Seidman's scholarship focuses on contemporary Jewish thought, gender and sexuality, and modern Jewish literature and literary theory. In her public lecture at CU-Boulder, Seidman argued that the usual reading of Sholem Aleichem's Tevye stories as well as the musical based on them, Fiddler on the Roof, as a staging of the triumph of modern romance over traditional marriage fails to take account of Tevye's dream, which demonstrates the haunting of Jewish modernity by the remembered and invented traditional past. In addition to her public lecture, Professor Seidman presented a graduate student and faculty colloquium and served as a guest lecturer in a Jewish Studies course.

Seidman received a PhD in Comparative Literature from the University of California Berkeley (1995) and was the former director of the Richard S. Dinner Center for Jewish Studies at the Graduate Theological Union, where she has taught since 1995. Her first book, A Marriage Made in Heaven: The Sexual Politics of Hebrew and Yiddish (University of California Press, 1997), examines the ways that Hebrew, the Holy Tongue, and Yiddish, the vernacular language of Ashkenazic Jews, came to represent the masculine and feminine faces, respectively, of Ashkenazic Jewish culture. Her sophisticated history is the first book-length exploration of the sexual politics underlying the "marriage" of Hebrew and Yiddish, and it has profound implications for understanding the centrality of language choices and ideologies in the construction of modern Jewish identity.

Her second book, Faithful Renderings: Jewish-Christian Difference and the Politics of Translation (University of Chicago Press, 2006), reads translation history through the lens of Jewish–Christian difference and, conversely, views Jewish–Christian difference as an effect of translation. Subjecting translation to a theological-political analysis, the book explores how the charged Jewish–Christian relationship—and more particularly the dependence of Christianity on the texts and translations of a rival religion—has haunted the theory and practice of translation in the West.

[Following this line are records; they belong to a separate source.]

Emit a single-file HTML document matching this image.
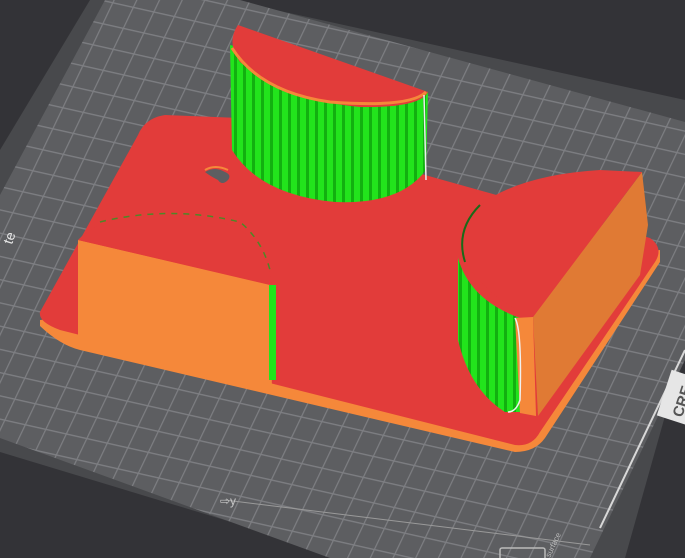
<!DOCTYPE html>
<html><head><meta charset="utf-8"><style>
html,body{margin:0;padding:0;background:#333337;overflow:hidden}
svg{display:block}
text{font-family:"Liberation Sans",sans-serif}
</style></head><body>
<svg width="685" height="558" viewBox="0 0 685 558" xmlns="http://www.w3.org/2000/svg">
<defs>
<pattern id="grid" patternUnits="userSpaceOnUse" width="1" height="1" patternTransform="matrix(20.5 4.6 -10 21 0 0)">
<rect width="1" height="1" fill="#5d5e61"/>
<rect width="1" height="0.06" fill="#7d7e82"/>
<rect width="0.06" height="1" fill="#7d7e82"/>
</pattern>
<pattern id="stripes" patternUnits="userSpaceOnUse" width="9" height="10">
<rect width="9" height="10" fill="#22e41c"/>
<rect width="3" height="10" fill="#12b010"/>
</pattern>
</defs>
<rect width="685" height="558" fill="#333337"/>
<polygon points="90,0 230,0 685,100 685,345 625,558 350,558 0,452 0,150" fill="#48494c"/>
<polygon points="105,0 240,0 685,122 685,360 590,558 330,558 0,438 0,195" fill="url(#grid)"/>
<line x1="600" y1="528" x2="685" y2="350" stroke="#d8d8d8" stroke-width="2"/>
<line x1="225" y1="500" x2="590" y2="545" stroke="#9a9a9a" stroke-width="1"/>
<path d="M40,320 L40,326 Q60,345 80,350 L515,452 Q535,452 545,438 L660,262 L660,250 Z" fill="#f5883a"/>
<path d="M165,115 Q145,118 138,135 L40,312 Q38,322 60,330 L515,445 Q532,447 540,432 L655,262 Q664,248 650,238 L400,168 L240,118 Z" fill="#e23c3a"/>
<path d="M205,172 Q215,166 225,172 Q232,175 228,180 Q222,186 218,180 Q210,176 205,172Z" fill="#5d5e61"/>
<path d="M205,170 Q215,164 228,170" stroke="#f5883a" stroke-width="2" fill="none"/>
<polygon points="78,240 270,285 272,390 78,346" fill="#f5883a"/>
<path d="M78,240 Q100,215 170,212 Q240,218 266,252 L272,285 Z" fill="#e23c3a"/>
<path d="M100,222 Q170,205 240,222 Q262,240 270,270" stroke="#2a9a22" stroke-width="1.5" stroke-dasharray="6,6" fill="none" opacity="0.8"/>
<rect x="269" y="285" width="7" height="95" fill="#22e41c"/>
<path d="M230,45 L428,92 L426,170 Q400,205 335,202 Q260,195 232,150 Z" fill="url(#stripes)"/>
<path d="M238,25 L428,92 Q420,108 360,107 Q285,100 240,62 Q226,42 238,25 Z" fill="#e23c3a"/>
<path d="M232,48 Q260,92 330,102 Q410,108 426,92" stroke="#f5883a" stroke-width="3" fill="none"/>
<path d="M424,95 L426,180" stroke="#f0f0f0" stroke-width="1.5" fill="none"/>
<path d="M458,258 Q470,300 520,318 L520,412 L505,412 Q470,390 458,340 Z" fill="url(#stripes)"/>
<polygon points="642,172 648,225 640,275 538,416 533,317" fill="#e07a34"/>
<polygon points="515,318 533,317 536,416 520,413" fill="#f5883a"/>
<path d="M533,317 Q490,300 465,262 Q455,230 480,205 Q520,175 600,170 L642,172 Z" fill="#e23c3a"/>
<path d="M465,262 Q455,230 480,205" stroke="#1a6a18" stroke-width="2" fill="none"/>
<path d="M515,318 Q522,330 520,400 Q516,412 508,412" stroke="#f0f0f0" stroke-width="1.5" fill="none"/>
<text x="0" y="0" transform="translate(12,245) rotate(-72)" fill="#e8e8e8" font-size="14">te</text>
<rect x="664" y="372" width="30" height="48" fill="#e6e6e6" transform="rotate(18 675 395)"/>
<text x="0" y="0" transform="translate(682,418) rotate(-72)" fill="#555" font-size="15" font-weight="bold">CRE</text>
<text x="220" y="505" fill="#c8c8c8" font-size="12">⇨y</text>
<text x="0" y="0" transform="translate(550,558) rotate(-65)" fill="#bbb" font-size="8">surface</text>
<rect x="500" y="548" width="45" height="12" fill="none" stroke="#bbb" stroke-width="1.5" rx="2"/>
</svg>
</body></html>
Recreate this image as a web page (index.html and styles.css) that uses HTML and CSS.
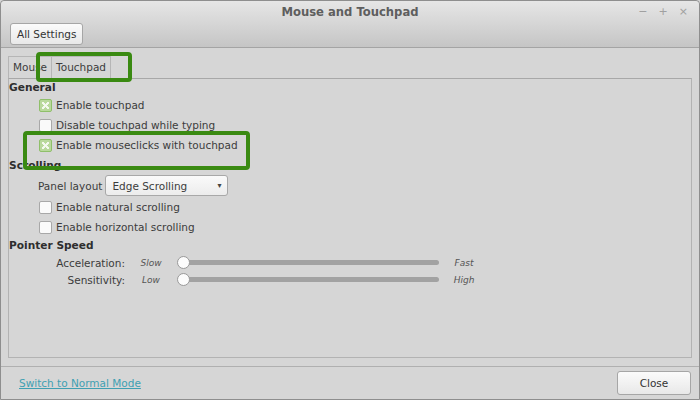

Her third book, The Marriage Plot, Or, How Jews Fell in Love with Love, and with Literature, is forthcoming from Stanford University Press this spring 2016. She is also presently working on a book about the founding of the Bais Yaakov girls' school system in interwar Poland.

Naomi Seidman,

Sarah Abrevaya Stein, 2015

Professor & Maurice Amado Endowed Chair in Sephardic Studies at UCLA

Family Papers: A Sephardic Journey Through the Twentieth Century

Stein is one of the most important authors and scholars of her generation. Her most recent book, Saharan Jews and the Fate of French Algeria (University of Chicago Press, 2014) explores the history of a small community of Jews who lived in the M’zab valley in colonial French Algeria. Joshua Schreier, of Vassar College, describes Saharan Jews, as “fascinating…extremely well-researched book, and imaginative.”  Benjamin C. Brower, from the University of Texas at Austin, writes that “this wonderfully told story breaks new ground in the history of North Africa  . . . and like the very best work of historians it gives rise to a critical interrogation of the present.”  In 2014, Stein and co-editor Julia Phillips Cohen published Sephardi Lives: A Documentary History, 1700-1950 (Stanford University Press, 2014), which won a 2014 National Jewish Book Award, the most prestigious and largest prize for Jewish literature. Stein’s previous books include A Jewish Voice from Ottoman Salonica: The Ladino Memoir of Sa’adi Besalel a-Levi (Stanford University Press, 2012), co-edited with Aron Rodrigue and translated by Isaac Jerushalmi; Plumes: Ostrich Feathers, Jews, and a Lost World of Global Commerce (Yale University Press, 2008), 52nd Annual New England Book Show Winner and Winner of the Sami Rohr Prize for Jewish Literature; Making Jews Modern: the Yiddish and Ladino Press in the Russian and Ottoman Empires (Indiana University Press,  2004), winner of the Salo Wittmayer Baron Prize for Best First Book in Jewish Studies for 2003 and Koret Jewish Book Award Finalist, 2004.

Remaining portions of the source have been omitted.